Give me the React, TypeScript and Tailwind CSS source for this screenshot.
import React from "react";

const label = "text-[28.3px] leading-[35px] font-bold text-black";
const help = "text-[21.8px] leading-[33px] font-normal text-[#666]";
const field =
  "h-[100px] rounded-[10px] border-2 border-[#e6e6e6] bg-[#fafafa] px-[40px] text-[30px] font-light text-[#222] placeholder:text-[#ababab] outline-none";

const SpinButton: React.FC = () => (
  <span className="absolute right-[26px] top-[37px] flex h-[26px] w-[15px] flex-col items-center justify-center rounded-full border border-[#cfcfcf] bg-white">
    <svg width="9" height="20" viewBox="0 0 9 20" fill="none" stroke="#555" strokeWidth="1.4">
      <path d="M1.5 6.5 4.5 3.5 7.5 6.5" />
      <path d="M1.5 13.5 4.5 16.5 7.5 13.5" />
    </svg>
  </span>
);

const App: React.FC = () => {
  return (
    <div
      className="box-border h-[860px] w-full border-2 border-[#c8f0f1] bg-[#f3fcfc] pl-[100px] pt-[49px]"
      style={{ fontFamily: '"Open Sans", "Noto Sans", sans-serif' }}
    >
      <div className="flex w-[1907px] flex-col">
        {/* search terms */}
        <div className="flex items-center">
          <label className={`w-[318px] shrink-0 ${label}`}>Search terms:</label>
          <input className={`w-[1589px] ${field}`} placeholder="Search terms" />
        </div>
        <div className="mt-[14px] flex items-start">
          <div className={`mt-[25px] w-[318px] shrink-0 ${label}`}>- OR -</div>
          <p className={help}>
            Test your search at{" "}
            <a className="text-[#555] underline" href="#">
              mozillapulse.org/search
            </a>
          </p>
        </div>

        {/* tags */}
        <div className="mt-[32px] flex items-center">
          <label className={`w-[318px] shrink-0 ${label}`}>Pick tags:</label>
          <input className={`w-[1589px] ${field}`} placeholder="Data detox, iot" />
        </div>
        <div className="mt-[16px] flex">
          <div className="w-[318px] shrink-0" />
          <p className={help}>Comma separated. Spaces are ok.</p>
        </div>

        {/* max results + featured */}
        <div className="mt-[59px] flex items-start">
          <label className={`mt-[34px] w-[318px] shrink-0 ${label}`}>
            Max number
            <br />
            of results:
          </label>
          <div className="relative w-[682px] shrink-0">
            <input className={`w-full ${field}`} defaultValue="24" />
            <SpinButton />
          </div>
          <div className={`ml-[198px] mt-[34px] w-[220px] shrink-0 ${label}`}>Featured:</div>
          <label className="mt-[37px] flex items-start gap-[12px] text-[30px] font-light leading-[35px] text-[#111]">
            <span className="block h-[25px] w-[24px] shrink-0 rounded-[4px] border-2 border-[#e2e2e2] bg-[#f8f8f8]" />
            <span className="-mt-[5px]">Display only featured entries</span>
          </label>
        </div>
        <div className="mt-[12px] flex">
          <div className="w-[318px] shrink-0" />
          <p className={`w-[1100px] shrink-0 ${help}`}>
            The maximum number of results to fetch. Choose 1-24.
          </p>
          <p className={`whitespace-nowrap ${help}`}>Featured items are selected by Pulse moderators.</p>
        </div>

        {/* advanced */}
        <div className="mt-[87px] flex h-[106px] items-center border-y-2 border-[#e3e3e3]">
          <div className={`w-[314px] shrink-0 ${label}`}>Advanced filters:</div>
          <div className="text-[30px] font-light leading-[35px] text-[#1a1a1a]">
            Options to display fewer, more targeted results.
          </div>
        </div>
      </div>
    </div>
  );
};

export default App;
■ ■ ■ ■
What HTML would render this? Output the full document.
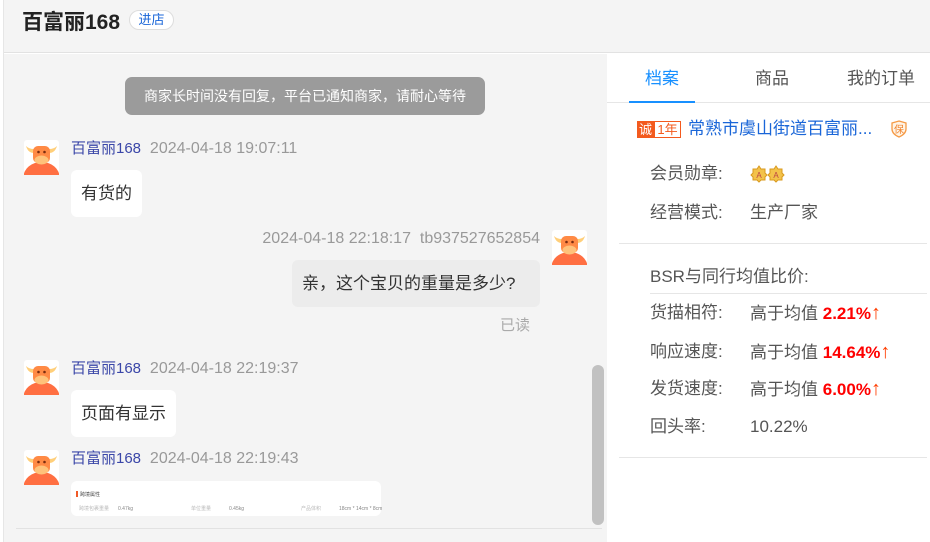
■ ■ ■ ■
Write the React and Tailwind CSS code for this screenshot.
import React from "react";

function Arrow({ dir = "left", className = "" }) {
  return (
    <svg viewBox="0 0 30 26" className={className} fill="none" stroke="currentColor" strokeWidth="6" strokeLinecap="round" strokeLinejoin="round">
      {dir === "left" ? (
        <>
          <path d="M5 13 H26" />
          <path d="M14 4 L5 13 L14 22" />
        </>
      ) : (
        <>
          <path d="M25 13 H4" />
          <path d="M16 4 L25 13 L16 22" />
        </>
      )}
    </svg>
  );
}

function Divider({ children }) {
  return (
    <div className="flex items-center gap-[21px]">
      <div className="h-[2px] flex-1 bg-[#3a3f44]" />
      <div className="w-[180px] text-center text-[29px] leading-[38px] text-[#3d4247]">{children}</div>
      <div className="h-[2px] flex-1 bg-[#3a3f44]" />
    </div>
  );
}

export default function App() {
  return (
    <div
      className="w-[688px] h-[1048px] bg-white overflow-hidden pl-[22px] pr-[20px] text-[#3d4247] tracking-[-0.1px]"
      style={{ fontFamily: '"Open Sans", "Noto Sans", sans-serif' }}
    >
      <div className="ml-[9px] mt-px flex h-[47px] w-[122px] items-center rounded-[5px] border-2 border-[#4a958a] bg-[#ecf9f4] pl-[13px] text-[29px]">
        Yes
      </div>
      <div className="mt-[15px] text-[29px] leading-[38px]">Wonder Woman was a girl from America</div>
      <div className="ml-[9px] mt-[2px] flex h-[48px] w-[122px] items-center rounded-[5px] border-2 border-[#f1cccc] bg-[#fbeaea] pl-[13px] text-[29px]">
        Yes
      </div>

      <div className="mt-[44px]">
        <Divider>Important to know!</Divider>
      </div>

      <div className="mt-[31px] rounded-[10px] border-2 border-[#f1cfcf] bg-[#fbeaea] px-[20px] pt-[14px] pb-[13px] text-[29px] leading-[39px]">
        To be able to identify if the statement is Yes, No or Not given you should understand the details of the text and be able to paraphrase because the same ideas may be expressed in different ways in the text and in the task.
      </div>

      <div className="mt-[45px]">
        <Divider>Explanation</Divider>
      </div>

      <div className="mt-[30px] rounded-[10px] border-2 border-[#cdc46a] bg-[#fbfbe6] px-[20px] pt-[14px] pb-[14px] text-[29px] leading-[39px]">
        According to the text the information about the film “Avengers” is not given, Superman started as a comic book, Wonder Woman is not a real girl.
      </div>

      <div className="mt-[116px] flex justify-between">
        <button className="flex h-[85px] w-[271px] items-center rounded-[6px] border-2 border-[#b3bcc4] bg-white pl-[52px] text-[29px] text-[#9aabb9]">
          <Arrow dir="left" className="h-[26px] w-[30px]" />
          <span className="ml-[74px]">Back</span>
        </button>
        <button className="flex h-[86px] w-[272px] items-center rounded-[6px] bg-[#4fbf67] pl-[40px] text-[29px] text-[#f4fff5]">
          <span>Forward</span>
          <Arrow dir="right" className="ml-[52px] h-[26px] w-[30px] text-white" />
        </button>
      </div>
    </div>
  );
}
■ ■ ■ ■
> _What this task involves_: Extract exactly and only the span of lines that begins at the line containing "Give me the" and ends at the line containing "rounded-[10px] border-2 border-[#e6e6e6]".

> _Task solution_:
Give me the React, TypeScript and Tailwind CSS source for this screenshot.
import React from "react";

const label = "text-[28.3px] leading-[35px] font-bold text-black";
const help = "text-[21.8px] leading-[33px] font-normal text-[#666]";
const field =
  "h-[100px] rounded-[10px] border-2 border-[#e6e6e6] bg-[#fafafa] px-[40px] text-[30px] font-light text-[#222] placeholder:text-[#ababab] outline-none";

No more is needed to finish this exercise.